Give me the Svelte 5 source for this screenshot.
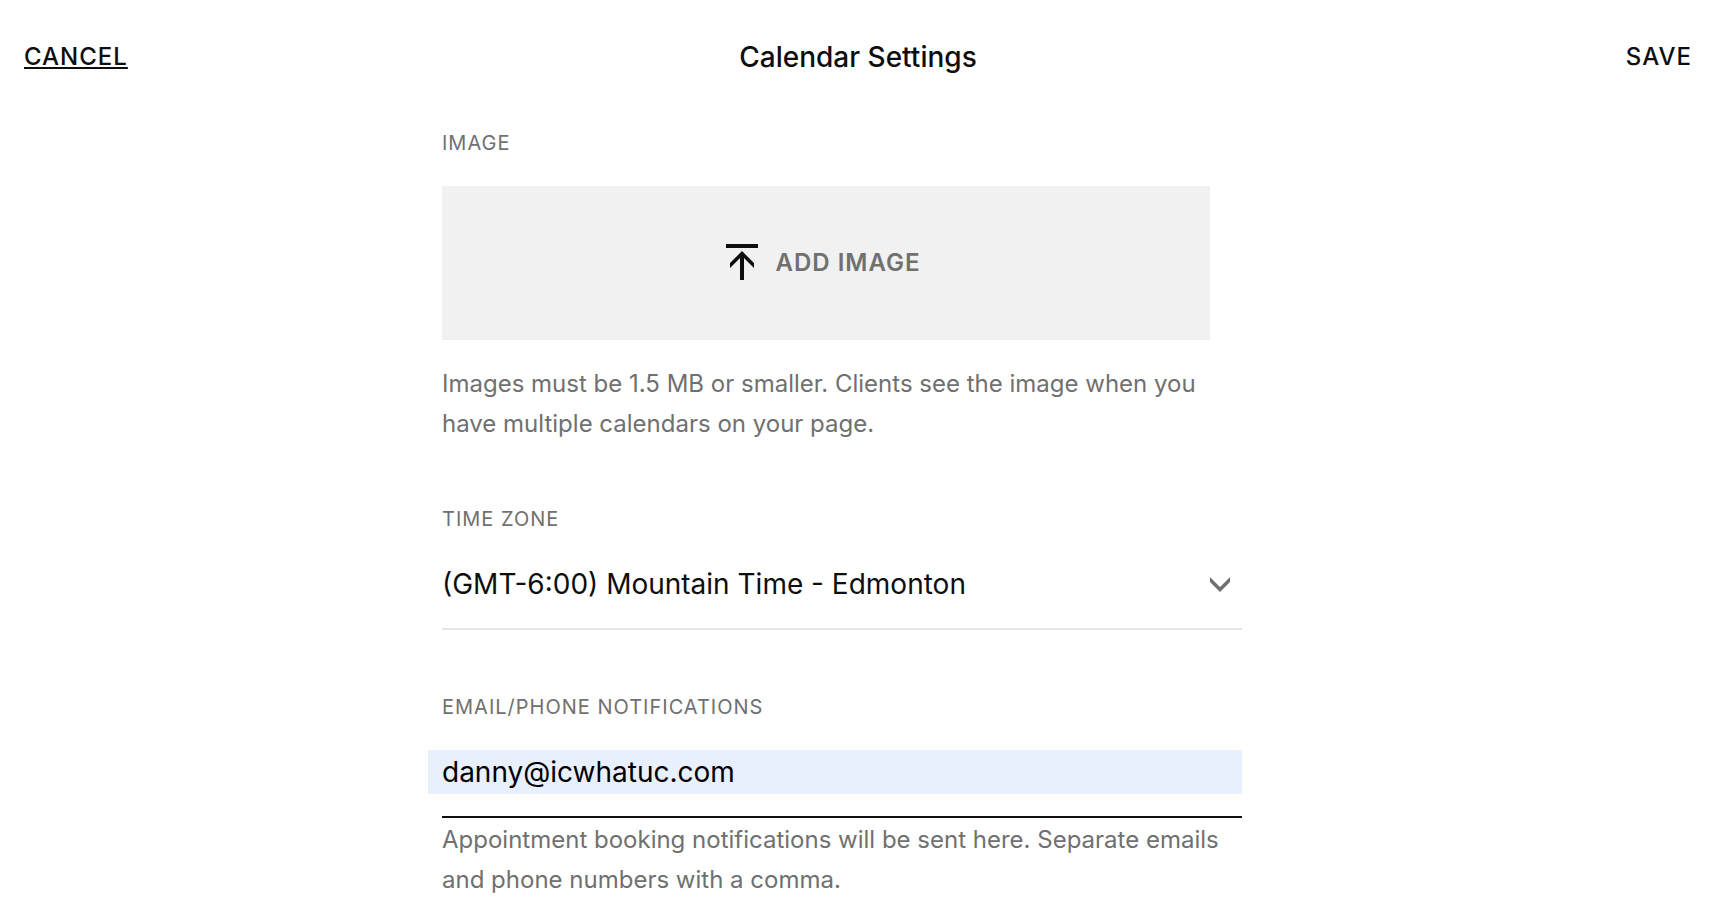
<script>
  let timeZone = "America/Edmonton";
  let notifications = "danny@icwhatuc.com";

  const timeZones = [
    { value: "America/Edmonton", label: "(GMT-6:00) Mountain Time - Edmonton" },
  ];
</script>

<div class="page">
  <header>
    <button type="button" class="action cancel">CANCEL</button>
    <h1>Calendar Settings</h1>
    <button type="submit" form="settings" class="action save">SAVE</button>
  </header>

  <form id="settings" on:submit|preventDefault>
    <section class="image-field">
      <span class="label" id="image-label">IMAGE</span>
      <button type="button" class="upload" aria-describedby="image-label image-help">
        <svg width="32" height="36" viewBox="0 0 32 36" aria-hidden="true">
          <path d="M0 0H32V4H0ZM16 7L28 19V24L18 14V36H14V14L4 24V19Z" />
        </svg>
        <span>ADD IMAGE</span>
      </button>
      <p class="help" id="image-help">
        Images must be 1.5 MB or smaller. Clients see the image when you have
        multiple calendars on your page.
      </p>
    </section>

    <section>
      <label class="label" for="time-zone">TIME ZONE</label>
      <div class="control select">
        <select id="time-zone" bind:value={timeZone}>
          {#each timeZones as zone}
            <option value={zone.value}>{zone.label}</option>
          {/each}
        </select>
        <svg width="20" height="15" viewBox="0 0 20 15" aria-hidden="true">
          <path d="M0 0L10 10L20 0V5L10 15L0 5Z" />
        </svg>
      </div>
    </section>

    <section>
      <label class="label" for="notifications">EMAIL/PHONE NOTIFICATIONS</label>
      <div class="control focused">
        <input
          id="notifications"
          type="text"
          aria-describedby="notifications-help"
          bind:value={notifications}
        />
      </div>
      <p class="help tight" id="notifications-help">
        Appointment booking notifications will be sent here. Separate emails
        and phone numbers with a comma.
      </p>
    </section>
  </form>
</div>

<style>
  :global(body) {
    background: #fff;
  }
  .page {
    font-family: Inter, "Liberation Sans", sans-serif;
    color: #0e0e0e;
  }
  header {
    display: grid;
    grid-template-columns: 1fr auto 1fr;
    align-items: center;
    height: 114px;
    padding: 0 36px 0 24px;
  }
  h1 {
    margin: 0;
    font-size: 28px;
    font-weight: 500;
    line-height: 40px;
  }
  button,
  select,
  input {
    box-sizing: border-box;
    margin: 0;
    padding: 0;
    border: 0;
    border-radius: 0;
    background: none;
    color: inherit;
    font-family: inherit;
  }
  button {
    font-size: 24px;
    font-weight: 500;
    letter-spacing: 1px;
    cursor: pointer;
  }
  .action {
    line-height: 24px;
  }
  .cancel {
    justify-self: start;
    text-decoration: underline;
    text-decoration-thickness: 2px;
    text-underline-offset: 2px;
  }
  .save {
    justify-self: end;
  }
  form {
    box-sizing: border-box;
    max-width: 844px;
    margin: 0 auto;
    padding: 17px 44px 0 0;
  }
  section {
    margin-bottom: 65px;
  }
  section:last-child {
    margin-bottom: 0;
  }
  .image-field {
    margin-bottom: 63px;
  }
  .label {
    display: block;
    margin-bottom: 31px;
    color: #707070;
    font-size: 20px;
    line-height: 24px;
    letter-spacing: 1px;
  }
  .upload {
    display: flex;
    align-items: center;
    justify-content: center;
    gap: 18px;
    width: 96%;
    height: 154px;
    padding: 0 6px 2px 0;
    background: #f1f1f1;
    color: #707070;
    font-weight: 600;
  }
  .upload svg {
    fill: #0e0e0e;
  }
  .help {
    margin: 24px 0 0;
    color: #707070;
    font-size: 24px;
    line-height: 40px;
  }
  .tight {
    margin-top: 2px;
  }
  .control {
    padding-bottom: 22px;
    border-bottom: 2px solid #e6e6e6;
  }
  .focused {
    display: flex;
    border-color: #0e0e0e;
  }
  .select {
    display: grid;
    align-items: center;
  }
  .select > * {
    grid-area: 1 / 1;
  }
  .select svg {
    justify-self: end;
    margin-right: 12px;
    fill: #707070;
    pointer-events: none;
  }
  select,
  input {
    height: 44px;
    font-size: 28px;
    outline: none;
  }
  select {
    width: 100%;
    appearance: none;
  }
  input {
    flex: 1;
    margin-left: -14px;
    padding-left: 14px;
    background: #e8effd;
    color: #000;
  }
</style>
══════════════════════════════
EXERCISE => Leave out the pictures and copy the rest of the material above exactly.

TASK RESPONSE =>
Give me the Svelte 5 source for this screenshot.
<script>
  let timeZone = "America/Edmonton";
  let notifications = "danny@icwhatuc.com";

  const timeZones = [
    { value: "America/Edmonton", label: "(GMT-6:00) Mountain Time - Edmonton" },
  ];
</script>

<div class="page">
  <header>
    <button type="button" class="action cancel">CANCEL</button>
    <h1>Calendar Settings</h1>
    <button type="submit" form="settings" class="action save">SAVE</button>
  </header>

  <form id="settings" on:submit|preventDefault>
    <section class="image-field">
      <span class="label" id="image-label">IMAGE</span>
      <button type="button" class="upload" aria-describedby="image-label image-help">
        <svg width="32" height="36" viewBox="0 0 32 36" aria-hidden="true">
          <path d="M0 0H32V4H0ZM16 7L28 19V24L18 14V36H14V14L4 24V19Z" />
        </svg>
        <span>ADD IMAGE</span>
      </button>
      <p class="help" id="image-help">
        Images must be 1.5 MB or smaller. Clients see the image when you have
        multiple calendars on your page.
      </p>
    </section>

    <section>
      <label class="label" for="time-zone">TIME ZONE</label>
      <div class="control select">
        <select id="time-zone" bind:value={timeZone}>
          {#each timeZones as zone}
            <option value={zone.value}>{zone.label}</option>
          {/each}
        </select>
        <svg width="20" height="15" viewBox="0 0 20 15" aria-hidden="true">
          <path d="M0 0L10 10L20 0V5L10 15L0 5Z" />
        </svg>
      </div>
    </section>

    <section>
      <label class="label" for="notifications">EMAIL/PHONE NOTIFICATIONS</label>
      <div class="control focused">
        <input
          id="notifications"
          type="text"
          aria-describedby="notifications-help"
          bind:value={notifications}
        />
      </div>
      <p class="help tight" id="notifications-help">
        Appointment booking notifications will be sent here. Separate emails
        and phone numbers with a comma.
      </p>
    </section>
  </form>
</div>

<style>
  :global(body) {
    background: #fff;
  }
  .page {
    font-family: Inter, "Liberation Sans", sans-serif;
    color: #0e0e0e;
  }
  header {
    display: grid;
    grid-template-columns: 1fr auto 1fr;
    align-items: center;
    height: 114px;
    padding: 0 36px 0 24px;
  }
  h1 {
    margin: 0;
    font-size: 28px;
    font-weight: 500;
    line-height: 40px;
  }
  button,
  select,
  input {
    box-sizing: border-box;
    margin: 0;
    padding: 0;
    border: 0;
    border-radius: 0;
    background: none;
    color: inherit;
    font-family: inherit;
  }
  button {
    font-size: 24px;
    font-weight: 500;
    letter-spacing: 1px;
    cursor: pointer;
  }
  .action {
    line-height: 24px;
  }
  .cancel {
    justify-self: start;
    text-decoration: underline;
    text-decoration-thickness: 2px;
    text-underline-offset: 2px;
  }
  .save {
    justify-self: end;
  }
  form {
    box-sizing: border-box;
    max-width: 844px;
    margin: 0 auto;
    padding: 17px 44px 0 0;
  }
  section {
    margin-bottom: 65px;
  }
  section:last-child {
    margin-bottom: 0;
  }
  .image-field {
    margin-bottom: 63px;
  }
  .label {
    display: block;
    margin-bottom: 31px;
    color: #707070;
    font-size: 20px;
    line-height: 24px;
    letter-spacing: 1px;
  }
  .upload {
    display: flex;
    align-items: center;
    justify-content: center;
    gap: 18px;
    width: 96%;
    height: 154px;
    padding: 0 6px 2px 0;
    background: #f1f1f1;
    color: #707070;
    font-weight: 600;
  }
  .upload svg {
    fill: #0e0e0e;
  }
  .help {
    margin: 24px 0 0;
    color: #707070;
    font-size: 24px;
    line-height: 40px;
  }
  .tight {
    margin-top: 2px;
  }
  .control {
    padding-bottom: 22px;
    border-bottom: 2px solid #e6e6e6;
  }
  .focused {
    display: flex;
    border-color: #0e0e0e;
  }
  .select {
    display: grid;
    align-items: center;
  }
  .select > * {
    grid-area: 1 / 1;
  }
  .select svg {
    justify-self: end;
    margin-right: 12px;
    fill: #707070;
    pointer-events: none;
  }
  select,
  input {
    height: 44px;
    font-size: 28px;
    outline: none;
  }
  select {
    width: 100%;
    appearance: none;
  }
  input {
    flex: 1;
    margin-left: -14px;
    padding-left: 14px;
    background: #e8effd;
    color: #000;
  }
</style>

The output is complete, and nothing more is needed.